Nel suo colloquio a distanza con i parlamentari europei, l'attuale governatore della Banca d'Italia ha voluto nel contempo riaffermare la stretta ortodossia ai capisaldi della Banca centrale europea, tutta impegnata nella lotta contro l'inflazione nella zona euro, e mostrare una certa concretezza.
 
Nel perseguire la stabilità dei prezzi, Draghi spiega ai deputati di voler essere credibile, indipendente, con un orientamento al medio termine, come precisano gli stessi Trattati Europei, che sia «associato a una dose salutare di pragmatismo» in «un contesto economico e finanziario permanentemente in evoluzione».
 
I commenti sul fronte di politica monetaria giungono in una fase delicata.
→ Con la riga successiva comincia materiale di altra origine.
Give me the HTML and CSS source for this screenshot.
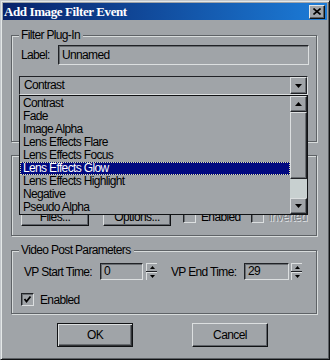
FILE: index.html
```html
<!DOCTYPE html>
<html>

<head>
    <meta charset="UTF-8">
    <title>Add Image Filter Event</title>
    <link rel="stylesheet" href="styles.css">
</head>

<body>

    <div class="window">
        <div class="titlebar">
            <span class="title">Add Image Filter Event</span>
            <span class="close">
                <svg width="8" height="7" viewBox="0 0 8 7"><path d="M0.5 0.5 L7.5 6.5 M7.5 0.5 L0.5 6.5" stroke="#000" stroke-width="1.6"/></svg>
            </span>
        </div>

        <div class="client">

            <div class="group group-filter">
                <div class="group-title"><span>Filter Plug-In</span></div>
                <div class="label-row">
                    <span class="label-name">Label:</span>
                    <div class="field field-label">Unnamed</div>
                </div>
                <div class="combo">
                    <div class="combo-text">Contrast</div>
                    <span class="combo-btn">
                        <svg width="7" height="4" viewBox="0 0 7 4"><polygon points="0,0 7,0 3.5,4" fill="#000"/></svg>
                    </span>
                    <div class="droplist">
                        <div class="items">
                            <div class="item">Contrast</div>
                            <div class="item">Fade</div>
                            <div class="item">Image Alpha</div>
                            <div class="item">Lens Effects Flare</div>
                            <div class="item">Lens Effects Focus</div>
                            <div class="item sel">Lens Effects Glow</div>
                            <div class="item">Lens Effects Highlight</div>
                            <div class="item">Negative</div>
                            <div class="item">Pseudo Alpha</div>
                        </div>
                        <div class="scrollbar">
                            <span class="sb-btn">
                                <svg width="7" height="4" viewBox="0 0 7 4"><polygon points="0,4 7,4 3.5,0" fill="#000"/></svg>
                            </span>
                            <span class="sb-thumb"></span>
                            <span class="sb-track"></span>
                            <span class="sb-btn">
                                <svg width="7" height="4" viewBox="0 0 7 4"><polygon points="0,0 7,0 3.5,4" fill="#000"/></svg>
                            </span>
                        </div>
                    </div>
                </div>
                <!-- hidden under the open list -->
                <div class="btn-row">
                    <button class="btn btn-small"></button>
                    <button class="btn btn-small btn-gap"></button>
                </div>
            </div>

            <div class="group group-mask">
                <div class="group-title"><span></span></div>
                <div class="combo combo-mask">
                    <div class="combo-text"></div>
                    <span class="combo-btn"></span>
                </div>
                <div class="mask-row">
                    <button class="btn btn-mask">Files...</button>
                    <button class="btn btn-mask btn-gap">Options...</button>
                    <label class="check check-enabled"><span class="box"></span>Enabled</label>
                    <label class="check check-inverted disabled"><span class="box"></span>Inverted</label>
                </div>
            </div>

            <div class="group group-vp">
                <div class="group-title"><span>Video Post Parameters</span></div>
                <div class="spin-row">
                    <span class="spin-label start-label">VP Start Time:</span>
                    <div class="field field-start">0</div>
                    <div class="spin spin-start">
                        <span class="spin-btn"><svg width="5" height="3" viewBox="0 0 5 3"><polygon points="0,3 5,3 2.5,0" fill="#000"/></svg></span>
                        <span class="spin-btn"><svg width="5" height="3" viewBox="0 0 5 3"><polygon points="0,0 5,0 2.5,3" fill="#000"/></svg></span>
                    </div>
                    <span class="spin-label end-label">VP End Time:</span>
                    <div class="field field-end">29</div>
                    <div class="spin spin-end">
                        <span class="spin-btn"><svg width="5" height="3" viewBox="0 0 5 3"><polygon points="0,3 5,3 2.5,0" fill="#000"/></svg></span>
                        <span class="spin-btn"><svg width="5" height="3" viewBox="0 0 5 3"><polygon points="0,0 5,0 2.5,3" fill="#000"/></svg></span>
                    </div>
                </div>
                <div class="check-row">
                    <label class="check">
                        <span class="box">
                            <svg width="9" height="9" viewBox="0 0 9 9"><polyline points="1.5,4 3.5,6.5 7.5,1.5" fill="none" stroke="#000" stroke-width="1.8"/></svg>
                        </span>
                        Enabled
                    </label>
                </div>
            </div>

            <div class="dialog-buttons">
                <button class="btn btn-dialog btn-default">OK</button>
                <button class="btn btn-dialog">Cancel</button>
            </div>

        </div>
    </div>

</body>
</html>
```

FILE: styles.css
```css
*{
    margin: 0px;
    padding: 0px;
    box-sizing: border-box;
}
body{
    font-family: "Liberation Sans", Arial, sans-serif;
    font-size: 12px;
    letter-spacing: -0.65px;
    color: #000;
    background: #a0a4a8;
}
.window{
    width: 330px;
    height: 360px;
    padding: 2px;
    background: #a0a4a8;
    border: 1px solid;
    border-color: #c4c8cc #101214 #101214 #c4c8cc;
    box-shadow: inset 1px 1px 0 #e4e8e8, inset -1px -1px 0 #5c6064;
}
.titlebar{
    height: 17px;
    display: flex;
    align-items: center;
    justify-content: space-between;
    padding: 0px 2px 0px 1px;
    background: linear-gradient(to right, #08226a, #1c7cd8);
}
.title{
    color: #fff;
    font-family: "Liberation Serif", serif;
    font-weight: bold;
    font-size: 13px;
    letter-spacing: -0.4px;
}
.close{
    width: 16px;
    height: 14px;
    display: flex;
    align-items: center;
    justify-content: center;
    background: #a0a4a8;
    border: 1px solid;
    border-color: #e4e8e8 #101214 #101214 #e4e8e8;
    box-shadow: inset -1px -1px 0 #5c6064;
}

.client{
    padding-left: 8px;
}
.group{
    width: 306px;
    padding: 0px 8px 0px 7px;
    border: 1px solid #5e6266;
    box-shadow: inset 1px 1px 0 #d8dcdc, 1px 1px 0 #d8dcdc;
}
.group-title{
    height: 14px;
    margin-top: -8px;
    line-height: 14px;
}
.group-title span{
    display: inline-block;
    padding: 0px 3px 0px 2px;
    background: #a0a4a8;
}
.group-filter{
    margin-top: 15px;
    padding-bottom: 6px;
}
.group-mask{
    margin-top: 13px;
    padding-bottom: 9px;
}
.group-vp{
    margin-top: 14px;
    padding-bottom: 7px;
}

/* sunken edit fields */
.field{
    height: 20px;
    padding-left: 3px;
    line-height: 18px;
    border: 1px solid;
    border-color: #202226 #dcdfe0 #dcdfe0 #202226;
    box-shadow: inset 1px 1px 0 #686c70;
}
.label-row{
    height: 20px;
    margin-top: 3px;
    padding-left: 2px;
    display: flex;
    align-items: center;
}
.label-name{
    width: 37px;
}
.field-label{
    flex: 1;
    margin-right: -1px;
}

/* combo box */
.combo{
    position: relative;
    height: 19px;
    margin-top: 11px;
    display: flex;
    border: 1px solid;
    border-color: #202226 #dcdfe0 #dcdfe0 #202226;
}
.combo-mask{
    margin-top: 6px;
}
.combo-text{
    flex: 1;
    padding-left: 4px;
    line-height: 17px;
}
.combo-btn{
    width: 17px;
    height: 17px;
    display: flex;
    align-items: center;
    justify-content: center;
    border: 1px solid;
    border-color: #dcdfe0 #202226 #202226 #dcdfe0;
    box-shadow: inset -1px -1px 0 #686c70;
}

/* open drop-down list */
.droplist{
    position: absolute;
    top: 18px;
    left: -1px;
    right: -1px;
    height: 120px;
    z-index: 5;
    display: flex;
    background: #a0a4a8;
    border: 1px solid #101214;
}
.items{
    flex: 1;
    padding-top: 1px;
}
.item{
    height: 13px;
    line-height: 13px;
    padding-left: 3px;
}
.item.sel{
    background: #020a80;
    color: #fff;
    outline: 1px dotted #e4e4a8;
    outline-offset: -1px;
}
.scrollbar{
    width: 17px;
    display: flex;
    flex-direction: column;
}
.sb-btn, .sb-thumb{
    display: flex;
    align-items: center;
    justify-content: center;
    border: 1px solid;
    border-color: #dcdfe0 #202226 #202226 #dcdfe0;
    box-shadow: inset -1px -1px 0 #686c70;
}
.sb-btn{
    height: 16px;
}
.sb-thumb{
    height: 67px;
}
.sb-track{
    flex: 1;
    background: #c8d0d0;
}

/* buttons */
.btn{
    font-family: "Liberation Sans", Arial, sans-serif;
    font-size: 12px;
    letter-spacing: -0.6px;
    color: #000;
    background: #a0a4a8;
    border: 1px solid;
    border-color: #dcdfe0 #101214 #101214 #dcdfe0;
    box-shadow: inset -1px -1px 0 #60646a;
}
.btn-row{
    height: 23px;
    margin-top: 17px;
    padding-left: 2px;
    display: flex;
}
.btn-small{
    width: 68px;
}
.btn-gap{
    margin-left: 14px;
}
.mask-row{
    height: 19px;
    margin-top: 20px;
    padding-left: 2px;
    display: flex;
    align-items: center;
}
.btn-mask{
    width: 68px;
    height: 19px;
}

/* check boxes */
.check{
    display: flex;
    align-items: center;
}
.box{
    width: 13px;
    height: 13px;
    display: flex;
    align-items: center;
    justify-content: center;
    border: 1px solid;
    border-color: #202226 #dcdfe0 #dcdfe0 #202226;
    box-shadow: inset 1px 1px 0 #686c70;
}
.check-enabled{
    margin-left: 12px;
}
.check-enabled .box, .check-inverted .box{
    margin-right: 5px;
}
.check-inverted{
    margin-left: 10px;
}
.disabled{
    color: #7c8084;
    text-shadow: 1px 1px 0 #dcdfe0;
}
.check-row{
    height: 13px;
    margin-top: 13px;
    padding-left: 2px;
    display: flex;
}
.check-row .box{
    margin-right: 6px;
}

/* spinners */
.spin-row{
    height: 17px;
    margin-top: 6px;
    padding-left: 5px;
    display: flex;
    align-items: center;
}
.spin-row .field{
    height: 17px;
    line-height: 15px;
}
.start-label{
    width: 76px;
}
.end-label{
    width: 73px;
    margin-left: 14px;
}
.field-start{
    width: 43px;
}
.field-end{
    width: 45px;
}
.spin{
    width: 11px;
    height: 17px;
    display: flex;
    flex-direction: column;
    gap: 1px;
    background: #202226;
}
.spin-start{
    margin-left: 3px;
}
.spin-end{
    margin-left: 2px;
}
.spin-btn{
    height: 8px;
    display: flex;
    align-items: center;
    justify-content: center;
    background: #a0a4a8;
    border-top: 1px solid #dcdfe0;
    border-left: 1px solid #dcdfe0;
}

.dialog-buttons{
    margin-top: 9px;
    padding-left: 46px;
    display: flex;
    gap: 59px;
}
.btn-dialog{
    width: 76px;
    height: 24px;
}
.btn-default{
    border-color: #101214;
    box-shadow: inset 1px 1px 0 #dcdfe0, inset -1px -1px 0 #303236, inset -2px -2px 0 #686c70;
}
```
La Bce ha aumentato in aprile il costo del denaro all'1,25% dopo un lungo periodo di politica espansiva. Oggi il consiglio direttivo dovrebbe annunciare una nuova stretta, probabilmente per luglio. Molti si aspettano altri rialzi dei tassi d'interesse entro fine anno.
 
Nel contesto attuale di crisi debitoria, Draghi è convinto che l'idea di emettere eurobond, pur interessante, non appare possibile perché la responsabilità dei bilanci resta nazionale e servirebbero quindi «importanti cambiamenti istituzionali» che attualmente «appaiono improbabili». L'economista si dice anche «scettico» sulla tassazione delle transazioni finanziarie che comporterebbe una riduzione della liquidità e un aumento della volatitilità.
 
Infine, è interessante notare che il governatore della Banca d'Italia è intervenuto anche nel dibattito sul ruolo della politica monetaria nel prevenire squilibri finanziari. Il banchiere centrale crede che l'uso dei tassi d'interesse possa essere utile per «agire controvento» ed evitare in via preventiva eventuali bolle finanziarie.